Synergistic effects of crosslinking and chitosan molecular weight on the microstructure, molecular mobility, thermal and sorption properties of porous chitosan/gelatin/hyaluronic acid scaffolds

Abstract

In this study, synergistic effects of crosslinking and chitosan molecular weight on the microstructure, molecular mobility, thermal, and sorption properties of porous chitosan/ gelatin/ hyaluronic acid hybrid foams are reported. Fourier transform infrared spectroscopy has been utilized to confirm the covalent attachment of hyaluronic acid to gelatin and chitosan, and covalent chemical crosslinking between gelatin and chitosan. Detailed image analysis of scanning electron microscopy images of the porous scaffold hydrids reveal that the pore size of the materials formulated using either low-or high-molecular-weight chitosan increases significantly upon crosslinking using ethyl(dimethylaminopropyl) carbodiimide/ N-Hydroxysuccinimide.
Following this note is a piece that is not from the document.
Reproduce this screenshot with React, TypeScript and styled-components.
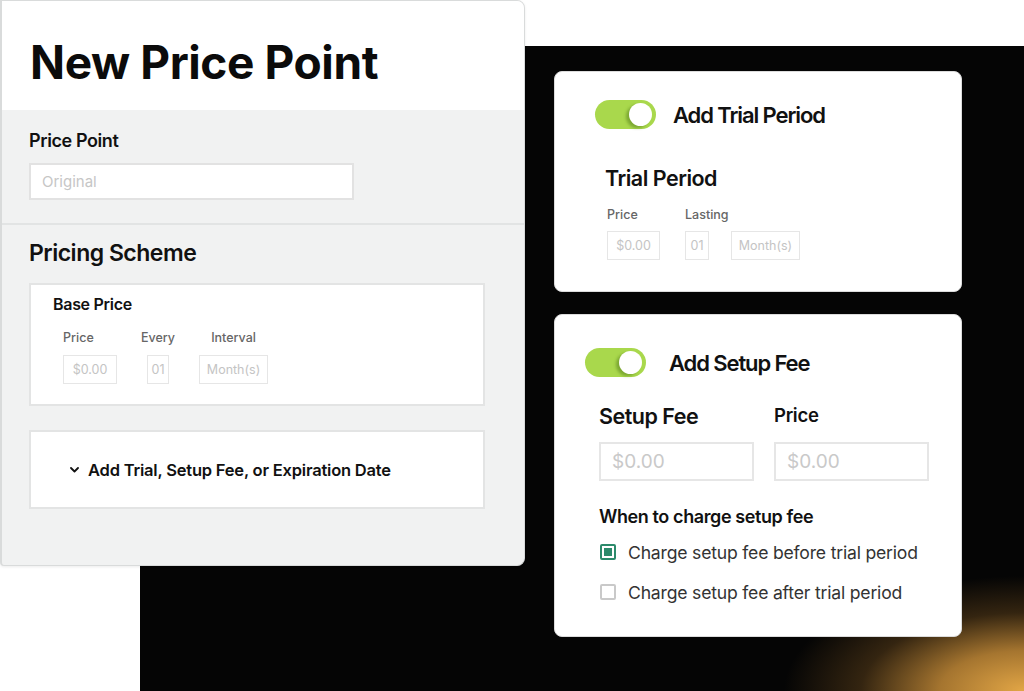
import React from 'react'
import styled, { createGlobalStyle } from 'styled-components'

const GlobalStyle = createGlobalStyle`
  html, body {
    margin: 0;
    padding: 0;
    background: #ffffff;
  }
  body {
    font-family: Inter, "Noto Sans", Arial, sans-serif;
    color: #111;
    overflow: hidden;
  }
  * {
    box-sizing: border-box;
  }
`

interface FieldProps {
  label?: string
  align?: 'start' | 'center'
  children: React.ReactNode
}

const Field: React.FC<FieldProps> = ({ label, align = 'start', children }) => (
  <FieldColumn $align={align}>
    <SmallLabel>{label ?? '\u00a0'}</SmallLabel>
    <InputRow>{children}</InputRow>
  </FieldColumn>
)

const Chevron = () => (
  <svg width="9" height="6" viewBox="0 0 9 6" fill="none">
    <polyline points="1,1 4.5,4.5 8,1" stroke="#111" strokeWidth="1.8" strokeLinecap="round" strokeLinejoin="round" />
  </svg>
)

const App: React.FC = () => {
  return (
    <Stage>
      <GlobalStyle />
      <Backdrop />
      <Layout>
        <LeftCard>
          <Header>
            <PageTitle>New Price Point</PageTitle>
          </Header>
          <PricePointSection>
            <SectionLabel>Price Point</SectionLabel>
            <WideInput>Original</WideInput>
          </PricePointSection>
          <SchemeSection>
            <SchemeTitle>Pricing Scheme</SchemeTitle>
            <BaseBox>
              <BoxTitle>Base Price</BoxTitle>
              <FieldGroup $gap={24}>
                <Field label="Price">
                  <TinyInput $width={54}>$0.00</TinyInput>
                </Field>
                <Field label="Every" align="center">
                  <TinyInput $width={22}>01</TinyInput>
                </Field>
                <Field label="Interval" align="center">
                  <TinyInput $width={69}>Month(s)</TinyInput>
                </Field>
              </FieldGroup>
            </BaseBox>
            <ExpandBox>
              <Chevron />
              <ExpandText>Add Trial, Setup Fee, or Expiration Date</ExpandText>
            </ExpandBox>
          </SchemeSection>
        </LeftCard>

        <RightColumn>
          <TrialCard>
            <ToggleRow $gap={17}>
              <Toggle />
              <ToggleLabel>Add Trial Period</ToggleLabel>
            </ToggleRow>
            <TrialBody>
              <CardHeading>Trial Period</CardHeading>
              <FieldGroup $gap={25} $indent={2}>
                <Field label="Price">
                  <TinyInput $width={53}>$0.00</TinyInput>
                </Field>
                <Field label="Lasting">
                  <TinyInput $width={24}>01</TinyInput>
                  <TinyInput $width={69}>Month(s)</TinyInput>
                </Field>
              </FieldGroup>
            </TrialBody>
          </TrialCard>

          <SetupCard>
            <ToggleRow $gap={23}>
              <Toggle />
              <ToggleLabel>Add Setup Fee</ToggleLabel>
            </ToggleRow>
            <SetupBody>
              <FeeGrid>
                <CardHeading>Setup Fee</CardHeading>
                <PriceHeading>Price</PriceHeading>
                <BigInput>$0.00</BigInput>
                <BigInput>$0.00</BigInput>
              </FeeGrid>
              <ChargeHeading>When to charge setup fee</ChargeHeading>
              <OptionList>
                <Option>
                  <CheckBox $checked />
                  <OptionText>Charge setup fee before trial period</OptionText>
                </Option>
                <Option>
                  <CheckBox />
                  <OptionText>Charge setup fee after trial period</OptionText>
                </Option>
              </OptionList>
            </SetupBody>
          </SetupCard>
        </RightColumn>
      </Layout>
    </Stage>
  )
}

export default App

const Stage = styled.div`
  position: relative;
  width: 1024px;
  height: 691px;
  overflow: hidden;
  background: #ffffff;
`

const Backdrop = styled.div`
  position: absolute;
  left: 140px;
  top: 46px;
  right: 0;
  bottom: 0;
  background:
    radial-gradient(ellipse 240px 115px at 100% 100%, rgba(226, 166, 70, 1) 0%, rgba(205, 145, 58, 0.8) 35%, rgba(140, 96, 38, 0.35) 68%, rgba(0, 0, 0, 0) 100%),
    #050505;
`

const Layout = styled.div`
  position: relative;
  display: flex;
  align-items: flex-start;
`

const LeftCard = styled.div`
  width: 525px;
  height: 566px;
  background: #f1f2f2;
  border: 1px solid #d9dbdb;
  border-left-width: 2px;
  border-radius: 0 8px 8px 4px;
  overflow: hidden;
  box-shadow: 0 1px 3px rgba(0, 0, 0, 0.08);
`

const Header = styled.div`
  height: 109px;
  background: #ffffff;
  padding: 38px 0 0 28px;
`

const PageTitle = styled.h1`
  margin: 0;
  font-size: 46px;
  line-height: 1;
  font-weight: 700;
  letter-spacing: -0.4px;
  color: #0b0b0b;
`

const PricePointSection = styled.div`
  padding: 22px 0 23px 27px;
  border-bottom: 2px solid #e2e4e4;
`

const SectionLabel = styled.div`
  font-size: 18px;
  line-height: 1;
  font-weight: 600;
  letter-spacing: -0.4px;
  margin-bottom: 13px;
`

const WideInput = styled.div`
  width: 325px;
  height: 37px;
  background: #ffffff;
  border: 2px solid #e2e2e2;
  display: flex;
  align-items: center;
  padding-left: 11px;
  font-size: 15px;
  color: #c6c6c6;
`

const SchemeSection = styled.div`
  padding: 17px 0 0 27px;
`

const SchemeTitle = styled.h2`
  margin: 0 0 18px;
  font-size: 23px;
  line-height: 1;
  font-weight: 600;
  letter-spacing: -0.5px;
`

const BaseBox = styled.div`
  width: 456px;
  height: 123px;
  background: #ffffff;
  border: 2px solid #e3e4e4;
  padding: 11px 0 0 22px;
`

const BoxTitle = styled.div`
  font-size: 16px;
  line-height: 1;
  font-weight: 600;
  letter-spacing: -0.3px;
  margin-bottom: 20px;
`

const FieldGroup = styled.div<{ $gap: number; $indent?: number }>`
  display: flex;
  align-items: flex-start;
  gap: ${p => p.$gap}px;
  margin-left: ${p => p.$indent ?? 10}px;
`

const FieldColumn = styled.div<{ $align: 'start' | 'center' }>`
  display: flex;
  flex-direction: column;
  align-items: ${p => (p.$align === 'center' ? 'center' : 'flex-start')};
  gap: 10px;
`

const SmallLabel = styled.div`
  font-size: 12.5px;
  line-height: 1;
  font-weight: 500;
  color: #666;
`

const InputRow = styled.div`
  display: flex;
  gap: 22px;
`

const TinyInput = styled.div<{ $width: number }>`
  width: ${p => p.$width}px;
  height: 29px;
  border: 1.5px solid #e6e6e6;
  display: flex;
  align-items: center;
  justify-content: center;
  font-size: 12.5px;
  color: #c4c4c4;
  background: #fff;
`

const ExpandBox = styled.div`
  width: 456px;
  height: 79px;
  margin-top: 24px;
  background: #ffffff;
  border: 2px solid #e3e4e4;
  display: flex;
  align-items: center;
  gap: 9px;
  padding-left: 39px;
`

const ExpandText = styled.span`
  font-size: 16.5px;
  font-weight: 600;
  letter-spacing: -0.2px;
  color: #111;
`

const RightColumn = styled.div`
  display: flex;
  flex-direction: column;
  gap: 22px;
  margin-left: 29px;
  padding-top: 71px;
  width: 408px;
`

const Card = styled.div`
  background: #ffffff;
  border: 1px solid #dcdcdc;
  border-radius: 8px;
`

const TrialCard = styled(Card)`
  height: 221px;
  padding: 28px 0 0 40px;
`

const SetupCard = styled(Card)`
  height: 323px;
  padding: 33px 0 0 30px;
`

const ToggleRow = styled.div<{ $gap: number }>`
  display: flex;
  align-items: center;
  gap: ${p => p.$gap}px;
`

const Toggle = styled.div`
  position: relative;
  width: 61px;
  height: 29px;
  border-radius: 15px;
  background: #a9d84c;
  flex-shrink: 0;

  &::after {
    content: '';
    position: absolute;
    right: 4px;
    top: 3px;
    width: 23px;
    height: 23px;
    border-radius: 50%;
    background: #ffffff;
    box-shadow: -3px 2px 3px rgba(70, 110, 20, 0.45);
  }
`

const ToggleLabel = styled.span`
  font-size: 22px;
  line-height: 1;
  font-weight: 600;
  letter-spacing: -1.1px;
  color: #111;
`

const TrialBody = styled.div`
  margin: 39px 0 0 10px;

  & > h3 {
    margin-bottom: 19px;
  }
`

const CardHeading = styled.h3`
  margin: 0;
  font-size: 21.5px;
  line-height: 1;
  font-weight: 600;
  letter-spacing: -0.5px;
  color: #111;
`

const SetupBody = styled.div`
  margin: 29px 0 0 14px;
`

const FeeGrid = styled.div`
  display: grid;
  grid-template-columns: 155px 155px;
  column-gap: 20px;
  row-gap: 14px;
  align-items: start;
`

const PriceHeading = styled.div`
  font-size: 18.5px;
  line-height: 1;
  font-weight: 600;
  letter-spacing: -0.3px;
`

const BigInput = styled.div`
  height: 39px;
  border: 2px solid #e6e6e6;
  display: flex;
  align-items: center;
  padding-left: 11px;
  font-size: 19px;
  color: #c9c9c9;
`

const ChargeHeading = styled.div`
  margin-top: 27px;
  font-size: 18px;
  line-height: 1;
  font-weight: 600;
  letter-spacing: -0.4px;
`

const OptionList = styled.div`
  display: flex;
  flex-direction: column;
  gap: 21px;
  margin-top: 17px;
  padding-left: 1px;
`

const Option = styled.div`
  display: flex;
  align-items: center;
  gap: 12px;
`

const CheckBox = styled.span<{ $checked?: boolean }>`
  width: 16px;
  height: 16px;
  border: 2px solid ${p => (p.$checked ? '#2c8a6b' : '#c9c9c9')};
  border-radius: 2px;
  display: flex;
  align-items: center;
  justify-content: center;
  flex-shrink: 0;

  &::after {
    content: '';
    width: 8px;
    height: 8px;
    background: ${p => (p.$checked ? '#2c8a6b' : 'transparent')};
  }
`

const OptionText = styled.span`
  font-size: 17.6px;
  line-height: 19px;
  font-weight: 400;
  letter-spacing: -0.2px;
  color: #333;
`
These microstructural changes are even more pronounced for the crosslinked hybrid scaffolds formulated using low-molecular-weight chitosan, highlighting a synergistic effect between crosslinking and the use of low-molecular-weight chitosan. Results obtained using differential scanning calorimetry demonstrate a significant reduction in molecular mobility reduction in molecular mobility for crosslinked scaffolds formed using high-molecular-weight chitosan compared to non-crosslinked hybrids and crosslinked hybrids formulated using low-molecular-weight chitosan. Correspondingly, dynamic vapor sorption evidenced significantly lower water vapor sorption for crosslinked scaffolds formulated using high-molecular-weight chitosan.